++++ DATA SEGMENT ++++

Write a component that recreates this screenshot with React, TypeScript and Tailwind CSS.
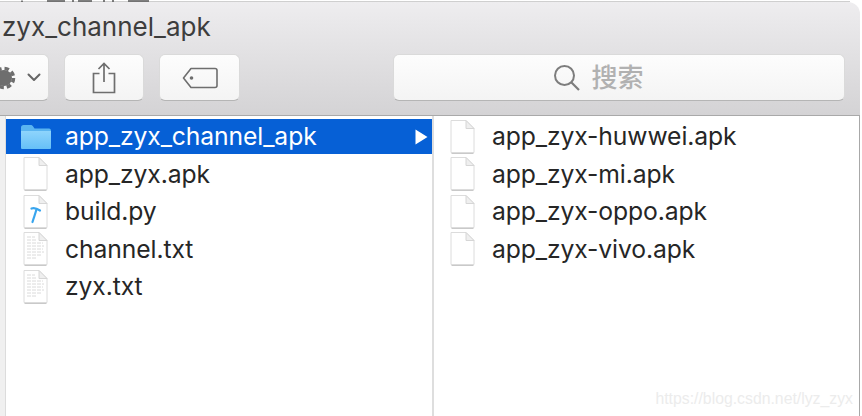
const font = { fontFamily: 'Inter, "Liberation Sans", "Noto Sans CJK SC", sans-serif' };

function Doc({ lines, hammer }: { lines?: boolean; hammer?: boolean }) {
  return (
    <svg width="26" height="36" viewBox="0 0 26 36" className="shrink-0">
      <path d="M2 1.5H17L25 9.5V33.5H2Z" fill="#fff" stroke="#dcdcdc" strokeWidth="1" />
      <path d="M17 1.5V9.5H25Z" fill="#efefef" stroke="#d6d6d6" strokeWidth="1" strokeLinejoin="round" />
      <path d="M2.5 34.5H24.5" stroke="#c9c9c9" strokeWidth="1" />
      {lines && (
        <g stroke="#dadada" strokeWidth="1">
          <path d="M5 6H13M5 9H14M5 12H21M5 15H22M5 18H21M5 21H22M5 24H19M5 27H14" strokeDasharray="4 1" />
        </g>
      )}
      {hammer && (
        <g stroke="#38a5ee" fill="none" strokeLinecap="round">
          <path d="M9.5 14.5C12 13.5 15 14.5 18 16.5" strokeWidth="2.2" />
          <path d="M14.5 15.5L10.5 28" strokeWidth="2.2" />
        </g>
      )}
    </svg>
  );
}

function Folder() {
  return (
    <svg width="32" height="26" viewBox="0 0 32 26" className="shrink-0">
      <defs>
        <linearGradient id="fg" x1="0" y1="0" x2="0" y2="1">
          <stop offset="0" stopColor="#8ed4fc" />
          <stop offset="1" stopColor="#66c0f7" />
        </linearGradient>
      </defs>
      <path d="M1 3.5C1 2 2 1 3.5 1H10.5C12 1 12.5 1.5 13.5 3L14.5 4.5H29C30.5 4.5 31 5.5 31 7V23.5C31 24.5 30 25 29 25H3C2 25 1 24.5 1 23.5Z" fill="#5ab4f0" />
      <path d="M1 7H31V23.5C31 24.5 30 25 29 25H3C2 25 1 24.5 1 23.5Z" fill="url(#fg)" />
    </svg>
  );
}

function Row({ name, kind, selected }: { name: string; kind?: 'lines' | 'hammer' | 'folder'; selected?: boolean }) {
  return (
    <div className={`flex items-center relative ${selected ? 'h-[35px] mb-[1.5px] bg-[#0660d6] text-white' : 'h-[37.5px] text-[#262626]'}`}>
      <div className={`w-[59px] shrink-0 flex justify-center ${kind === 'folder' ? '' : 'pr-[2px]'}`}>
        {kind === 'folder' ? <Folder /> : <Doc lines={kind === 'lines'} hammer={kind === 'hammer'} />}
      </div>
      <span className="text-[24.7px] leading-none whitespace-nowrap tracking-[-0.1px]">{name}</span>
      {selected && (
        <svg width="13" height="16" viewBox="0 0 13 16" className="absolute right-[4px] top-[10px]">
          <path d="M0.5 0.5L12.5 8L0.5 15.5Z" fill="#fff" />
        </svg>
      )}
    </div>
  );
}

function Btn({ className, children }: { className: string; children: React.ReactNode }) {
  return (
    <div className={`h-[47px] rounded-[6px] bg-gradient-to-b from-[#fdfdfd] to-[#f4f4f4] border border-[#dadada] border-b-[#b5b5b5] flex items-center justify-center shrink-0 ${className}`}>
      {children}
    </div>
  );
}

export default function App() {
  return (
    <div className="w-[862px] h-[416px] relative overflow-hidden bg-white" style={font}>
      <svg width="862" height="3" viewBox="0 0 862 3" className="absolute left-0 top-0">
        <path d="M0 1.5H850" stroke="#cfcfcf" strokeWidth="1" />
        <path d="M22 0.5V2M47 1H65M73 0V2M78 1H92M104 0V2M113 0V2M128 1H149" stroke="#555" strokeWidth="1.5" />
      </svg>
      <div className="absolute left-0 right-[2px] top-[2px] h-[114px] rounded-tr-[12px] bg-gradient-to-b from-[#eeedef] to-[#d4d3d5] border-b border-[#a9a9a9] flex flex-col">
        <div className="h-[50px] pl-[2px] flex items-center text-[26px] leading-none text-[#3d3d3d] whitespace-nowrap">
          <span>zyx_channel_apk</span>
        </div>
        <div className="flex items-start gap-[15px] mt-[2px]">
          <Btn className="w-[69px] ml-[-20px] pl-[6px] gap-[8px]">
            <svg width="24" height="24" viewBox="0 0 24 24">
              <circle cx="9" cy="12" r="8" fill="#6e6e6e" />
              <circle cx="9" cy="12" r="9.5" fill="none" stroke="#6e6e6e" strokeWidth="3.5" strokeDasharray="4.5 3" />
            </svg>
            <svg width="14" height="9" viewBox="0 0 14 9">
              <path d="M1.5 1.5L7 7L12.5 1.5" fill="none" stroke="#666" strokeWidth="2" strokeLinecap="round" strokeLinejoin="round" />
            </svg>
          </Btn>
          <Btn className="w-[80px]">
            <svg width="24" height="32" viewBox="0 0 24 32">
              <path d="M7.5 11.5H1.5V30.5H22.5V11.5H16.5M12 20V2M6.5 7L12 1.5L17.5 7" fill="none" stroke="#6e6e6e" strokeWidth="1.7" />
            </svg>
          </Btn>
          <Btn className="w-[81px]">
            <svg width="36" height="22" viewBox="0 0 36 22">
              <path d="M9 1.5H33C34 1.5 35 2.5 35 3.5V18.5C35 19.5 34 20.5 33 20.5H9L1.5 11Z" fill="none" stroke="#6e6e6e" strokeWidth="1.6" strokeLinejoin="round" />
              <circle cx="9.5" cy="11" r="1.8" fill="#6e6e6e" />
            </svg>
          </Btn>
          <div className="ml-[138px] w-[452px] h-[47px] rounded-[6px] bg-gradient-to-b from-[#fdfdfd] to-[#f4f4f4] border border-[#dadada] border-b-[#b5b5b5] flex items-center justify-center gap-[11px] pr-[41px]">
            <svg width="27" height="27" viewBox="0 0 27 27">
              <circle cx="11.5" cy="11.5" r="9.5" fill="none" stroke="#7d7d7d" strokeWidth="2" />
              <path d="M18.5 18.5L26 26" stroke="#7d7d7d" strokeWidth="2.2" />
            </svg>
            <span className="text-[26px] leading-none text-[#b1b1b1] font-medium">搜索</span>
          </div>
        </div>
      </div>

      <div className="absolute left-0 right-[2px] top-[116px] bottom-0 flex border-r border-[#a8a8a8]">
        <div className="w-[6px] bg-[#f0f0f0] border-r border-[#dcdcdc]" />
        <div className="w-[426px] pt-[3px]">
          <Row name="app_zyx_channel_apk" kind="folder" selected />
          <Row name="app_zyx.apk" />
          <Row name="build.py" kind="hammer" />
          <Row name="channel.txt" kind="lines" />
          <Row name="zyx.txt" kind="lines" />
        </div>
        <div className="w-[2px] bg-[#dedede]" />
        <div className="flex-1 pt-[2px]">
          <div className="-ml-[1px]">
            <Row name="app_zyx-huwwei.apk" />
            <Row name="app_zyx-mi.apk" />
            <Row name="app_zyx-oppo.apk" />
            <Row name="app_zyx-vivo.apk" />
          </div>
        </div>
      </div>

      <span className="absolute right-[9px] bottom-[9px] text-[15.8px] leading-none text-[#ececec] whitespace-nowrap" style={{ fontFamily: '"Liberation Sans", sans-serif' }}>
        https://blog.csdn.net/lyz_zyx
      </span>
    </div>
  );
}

++++

> [PROBLEM DESCRIPTION]: Gather each line of the listing containing the word "React" and show it.

> [ANSWER TO THE EXERCISE]:
Write a component that recreates this screenshot with React, TypeScript and Tailwind CSS.
function Btn({ className, children }: { className: string; children: React.ReactNode }) {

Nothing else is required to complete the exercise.